Draft National Music Bill: Touted Solution to Artists’ Royalty Woes in Kenya
- Louisa Matu-Mureithi |
- December 2, 2016 |
- Collective Management Organisations,
Photo credit: Julian Manjahi
As alluded to in a previous blogpost here, the Draft National Music Bill 2016 has been touted as a proposed solution to the payment of artists’ royalties in Kenya, in light of the recent issues raised about the constitutionality of section 30A of the Copyright Act. The back and forth regarding the payment of royalties from platforms such as Skiza and subsequent music platforms that may be created, might be found in the Draft National Music Bill. The Bill has been put forward by the Permanent Presidential Music Commission (PPMC) and was published for public comment in June 2016.
The Bill aims to regulate, develop and manage the Kenyan music industry, among other proposals regarding the industry. It proposes the creation of a National Music Council, National Music Fund, National Music Tribunal and Music Talent Academy. This blogger would like to mention that the Bill seeks to establish yet another Board that would govern the Council; the Board would consist of 10 members including a Chairperson appointed by the President.

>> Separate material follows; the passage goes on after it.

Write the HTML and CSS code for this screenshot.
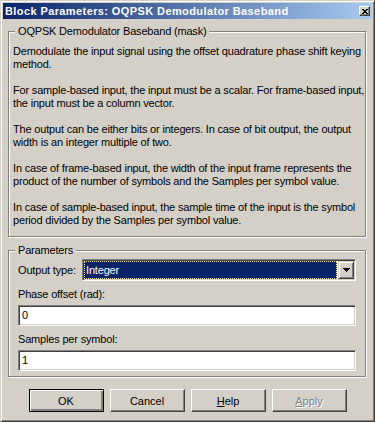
FILE: index.html
```html
<!DOCTYPE html>
<html lang="en">
<head>
  <meta charset="UTF-8">
  <meta name="viewport" content="width=device-width, initial-scale=1.0">
  <title>Block Parameters: OQPSK Demodulator Baseband</title>
  <link rel="stylesheet" href="styles.css">
</head>
<body>
  <div class="window">
    <div class="titlebar">
      <span class="title">Block Parameters: OQPSK Demodulator Baseband</span>
      <span class="close">
        <svg width="6" height="5" viewBox="0 0 6 5">
          <path d="M0 0h2v1H0z M4 0h2v1H4z M1 1h4v1H1z M2 2h2v1H2z M1 3h4v1H1z M0 4h2v1H0z M4 4h2v1H4z" fill="#000"/>
        </svg>
      </span>
    </div>

    <fieldset class="group desc">
      <legend>OQPSK Demodulator Baseband (mask)</legend>
      <p>Demodulate the input signal using the offset quadrature phase shift keying<br>method.</p>
      <p>For sample-based input, the input must be a scalar. For frame-based input,<br>the input must be a column vector.</p>
      <p>The output can be either bits or integers. In case of bit output, the output<br>width is an integer multiple of two.</p>
      <p>In case of frame-based input, the width of the input frame represents the<br>product of the number of symbols and the Samples per symbol value.</p>
      <p>In case of sample-based input, the sample time of the input is the symbol<br>period divided by the Samples per symbol value.</p>
    </fieldset>

    <fieldset class="group params">
      <legend>Parameters</legend>
      <div class="combo-row">
        <span class="combo-label">Output type:</span>
        <div class="combo">
          <span class="combo-value">Integer</span>
          <span class="combo-drop">
            <svg width="7" height="4" viewBox="0 0 7 4">
              <path d="M0 0h7v1H0z M1 1h5v1H1z M2 2h3v1H2z M3 3h1v1H3z" fill="#000"/>
            </svg>
          </span>
        </div>
      </div>
      <div class="field-label">Phase offset (rad):</div>
      <div class="edit">0</div>
      <div class="field-label">Samples per symbol:</div>
      <div class="edit">1</div>
    </fieldset>

    <div class="buttons">
      <button class="btn default">OK</button>
      <button class="btn">Cancel</button>
      <button class="btn"><u>H</u>elp</button>
      <button class="btn disabled"><u>A</u>pply</button>
    </div>
  </div>
</body>
</html>
```

FILE: styles.css
```css
/* Classic grey dialog */
body {
  margin: 0;
  background: #d4d0c8;
  font-family: "Liberation Sans", Arial, sans-serif;
  font-size: 11px;
  line-height: 13px;
  color: #000;
}

.window {
  box-sizing: border-box;
  width: 375px;
  height: 422px;
  padding: 2px;
  background: #d4d0c8;
  border: 1px solid;
  border-color: #d4d0c8 #404040 #404040 #d4d0c8;
  box-shadow: inset 1px 1px #fff, inset -1px -1px #808080;
}

/* Title bar */
.titlebar {
  display: flex;
  align-items: center;
  justify-content: space-between;
  height: 16px;
  padding: 0 2px;
  background: linear-gradient(to right, #0a246a, #a6caf0);
  color: #fff;
  font-weight: bold;
  letter-spacing: 0.4px;
}

.close {
  box-sizing: border-box;
  display: flex;
  align-items: center;
  justify-content: center;
  width: 11px;
  height: 10px;
  background: #d4d0c8;
  border: 1px solid;
  border-color: #fff #404040 #404040 #fff;
  box-shadow: inset -1px -1px #808080;
}

.close svg,
.combo-drop svg {
  display: block;
}

/* Group boxes */
.group {
  margin: 0 6px 0 5px;
  min-width: 0;
  border: 1px solid #808080;
  box-shadow: 1px 1px #fff, inset 1px 1px #fff;
  letter-spacing: -0.18px;

  & legend {
    padding: 0 3px;
    background: #d4d0c8;
    line-height: 13px;
  }
}

.desc {
  margin-top: 6px;
  padding: 7px 4px 9px;

  & legend {
    margin-left: 2px;
  }

  & p {
    margin: 0 0 13px;
    white-space: nowrap;
  }

  & p:last-child {
    margin-bottom: 0;
  }
}

.params {
  margin-top: 7px;
  padding: 2px 9px 5px;

  & legend {
    margin-left: -3px;
  }
}

/* Combo box */
.combo-row {
  display: flex;
  align-items: center;
}

.combo-label {
  flex: 0 0 64px;
}

.combo {
  box-sizing: border-box;
  flex: 1;
  display: flex;
  height: 22px;
  background: #fff;
  border: 1px solid;
  border-color: #808080 #fff #fff #808080;
  box-shadow: inset 1px 1px #404040, inset -1px -1px #d4d0c8;
  padding: 1px;
}

.combo-value {
  flex: 1;
  margin-right: 1px;
  padding-left: 1px;
  background: #0a246a;
  color: #fff;
  border: 1px dotted #ffef9a;
  line-height: 16px;
}

.combo-drop {
  box-sizing: border-box;
  display: flex;
  align-items: center;
  justify-content: center;
  width: 16px;
  background: #d4d0c8;
  border: 1px solid;
  border-color: #d4d0c8 #404040 #404040 #d4d0c8;
  box-shadow: inset 1px 1px #fff, inset -1px -1px #808080;
}

/* Edit fields */
.field-label {
  margin-top: 7px;
}

.edit {
  box-sizing: border-box;
  height: 21px;
  margin-top: 4px;
  padding: 0 3px;
  background: #fff;
  border: 1px solid;
  border-color: #808080 #fff #fff #808080;
  box-shadow: inset 1px 1px #404040, inset -1px -1px #d4d0c8;
  line-height: 19px;
}

/* Buttons */
.buttons {
  display: flex;
  justify-content: center;
  gap: 6px;
  margin-top: 12px;
}

.btn {
  box-sizing: border-box;
  width: 75px;
  height: 23px;
  padding: 0;
  background: #d4d0c8;
  border: 1px solid;
  border-color: #fff #404040 #404040 #fff;
  box-shadow: inset -1px -1px #808080;
  font-family: inherit;
  font-size: 11px;
  color: #000;
}

.btn.default {
  border-color: #000;
  box-shadow: inset 1px 1px #fff, inset -1px -1px #808080, inset -2px -2px #808080;
}

.btn.disabled {
  color: #808080;
  text-shadow: 1px 1px 0 #fff;
}
```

Section 21 of the Bill seeks to introduce a music practitioner’s freedom of association; to form, leave or join a musical association or federation of associations. These new associations, according to s25 would seek registration from the Council and some of the functions of the newly created associations may create an interesting dynamic in the music industry. The question is whether the functions of the proposed Council and associations may conflict with the functions of KECOBO, KAMP (Kenya Association of Music Producers), PRISK (Performers Rights Society of Kenya) and MCSK (Music Copyright Society of Kenya)? This blogger is wondering whether these new proposed functions could bring a long term solution to the payment of royalties to artists from platforms such as Skiza or further complicate the process?
Part III of the Bill, in s17 and s18 speak about the issuance of music sale licences to music vendors by the Council [with penalties for any vendor that would contravene this provision of a minimum of Kshs. 200,000 and a maximum of 1 million Kshs, a term of imprisonment of 5 years or both.] If one of the aims of the Bill is to develop the music industry, one should ask themselves whether there is the need for another licence, as stakeholders in the music industry are already up in arms as to the number of licences they have to procure from the existing collecting societies.
In addition, s11(d) states that one of the functions of the Council would be to advise music stakeholders on best business practices in terms of contracts they may be party to; which would hopefully regulate the intellectual property rights and the terms of contracts entered into by artists with CSPs (Content Service Providers) for platforms such as Safaricom’s Skiza with the aim of procuring a long term solution to the payment of royalties to artists.
This blogger will keep you updated on the developments regarding the Music Bill and if it is enacted into law, the effects on the payment of royalties in the music industry.